Oh hey, I just remembered something that should explain your situation (sorry I've been a bit ill). The decay feature, which I think was pioneered by Glicko, comes with a couple caveats:
- In the current implementation, rating updates are postponed until the user competes again, so you won't see the decay right away.
- Since the decay works by increasing a player's sigma, it actually gives future contests (after the period of inactivity) higher weight. The rationale for this is that a player who takes a break from the system, much like a newcomer, has unknown skill. Their decayed rating is the result of the lower bound on their skill having decreased, but behind the scenes the upper bound will also have increased. In practice, you'll probably want to cap sigma to the starting value of 350. You might also decide to decay a player's rating back to the default of 1500, so that a long-inactive player would asymptotically revert to newcomer status. A sample implementation of this is provided in https://github.com/EbTech/Elo-MMR/blob/master/multi-skill/src/systems/common/mod.rs#L26 which might eventually make it into the core update code.
If you disagree with this uncertainty-based approach altogether, you can hack in a rating penalty instead of messing with sigma.
I have a tendency to dislike this approach - only because if a player is absent from competition for a while it is unfair to assume that their skill will decrease. A possible reason for why a competitor is not competing may be to practise a particular skill or improve in an aspect of the game / task. I am still thinking of a solution to this problem.
@stephankokkas in that case, wouldn't the uncertainty-based approach be more suitable? That way, the display rating is temporarily lowered, but is quickly raised when the player returns. Maybe you specifically dislike mu returning to 1500? In that case, you might leave mu untouched, but gradually increase sigma^2 towards an asymptotic cap such as 350. If the community gravitates towards a particular approach, I might make that the default; for now, there appears to be room for competing philosophies.
I have a tendency to dislike this approach - only because if a player is absent from competition for a while it is unfair to assume that their skill will decrease. A possible reason for why a competitor is not competing may be to practise a particular skill or improve in an aspect of the game / task. I am still thinking of a solution to this problem.
@stephankokkas I am unable to grasp the concept @EbTech suggests. However, lowering the score manually incentivizes users to play more often.

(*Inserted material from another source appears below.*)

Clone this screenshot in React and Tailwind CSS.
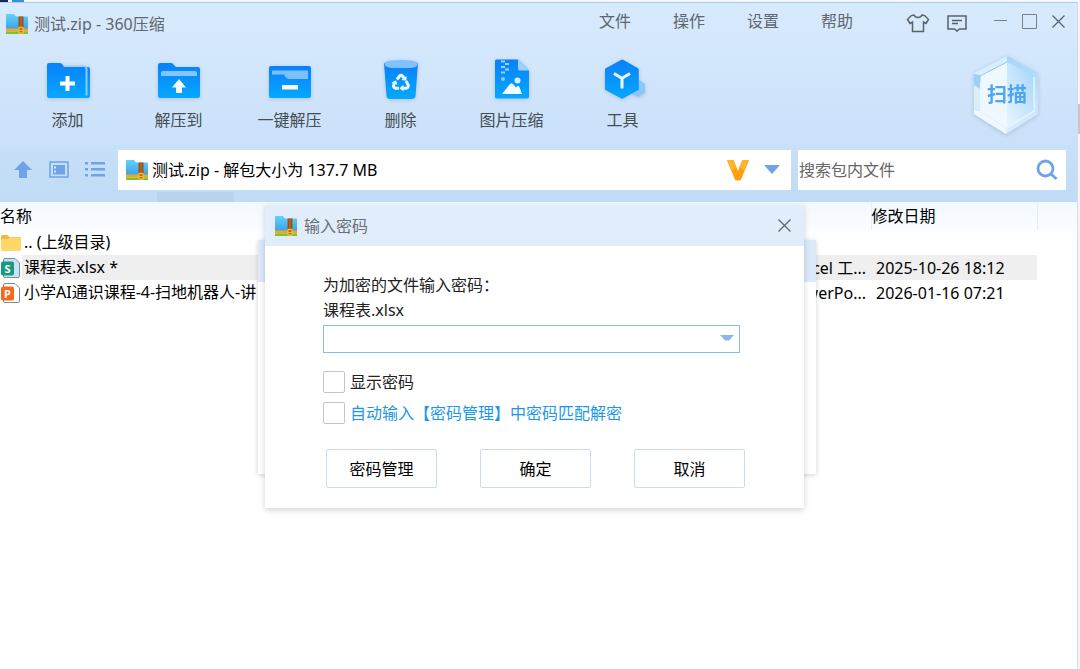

@stephankokkas have you come up with a better solution?
Without changing the code, yes. I was able to acquire training data of my competitors and incorporated it that way into the rating of each player.
I don’t understand it completely. How can I integrate it? Is there a rating decay?
To expand more on Aram's solution:
The "display rating" in our system is calculated as true_rating - 3 * uncertainty
-- in statistical terms the true rating is the average of some distribution and the uncertainty is the standard deviation.
Aram is suggesting steadily increasing the "uncertainty" over time. On the front-end, this looks like the rating is gradually going down over time.
Increasing the uncertainty means that the "true rating" in our system stays the same, but the system is less certain about the spread around the true rating. When users participate in a contest, their performance uncertainty is decreased by the system because we get more information about them. This means that if their skill has not decayed, then they will return to their original rating quicky.
Hope this helps, -- Paul
@where-is-paul would you be able to explain how to enable this feature when rating? Is it a tag that can be used in the command line? Or perhaps something that needs adjusting in the source code?
Thanks
Some commits happened recently on this repository but I don’t know what exactly they do. At least some APIs have changed. For example some in the SimpleEloMMR. @where-is-paul did you refer to these changes?
@stephankokkas conservative display ratings are computed by https://github.com/EbTech/Elo-MMR/blob/b513efe/multi-skill/src/systems/common/player.rs#L15, and appear in the all_players.csv
file that's produced if you follow the README instructions. Keeping in mind the caveats I mentioned above, if you still want to enable time-based decay, the relevant parameter is EloMMR::drift_per_sec
.
@Wulfheart Unless I'm forgetting something, the old APIs should still work. A bit of backward-compatibility was lost when minor changes were made to the file format. We did add a new way to run the rating system using config files (briefly mentioned in README), but that's not quite ready for public primetime yet. We'll document it better when we intend for more people to use it.
@EbTech just to be sure: The drift per second is only applied, when the player participates in another game, isn't it? So the easiest solution would be to add a user facing decay and let the library itself handle the calculation without this decay?
I would like to integrate the algorithm into an existing Web API. Therefore I thought I could send the data which is currently in a subfolder of the
cache
directory directly as JSON. Is there any way to integrate it quite seamlessly as a library?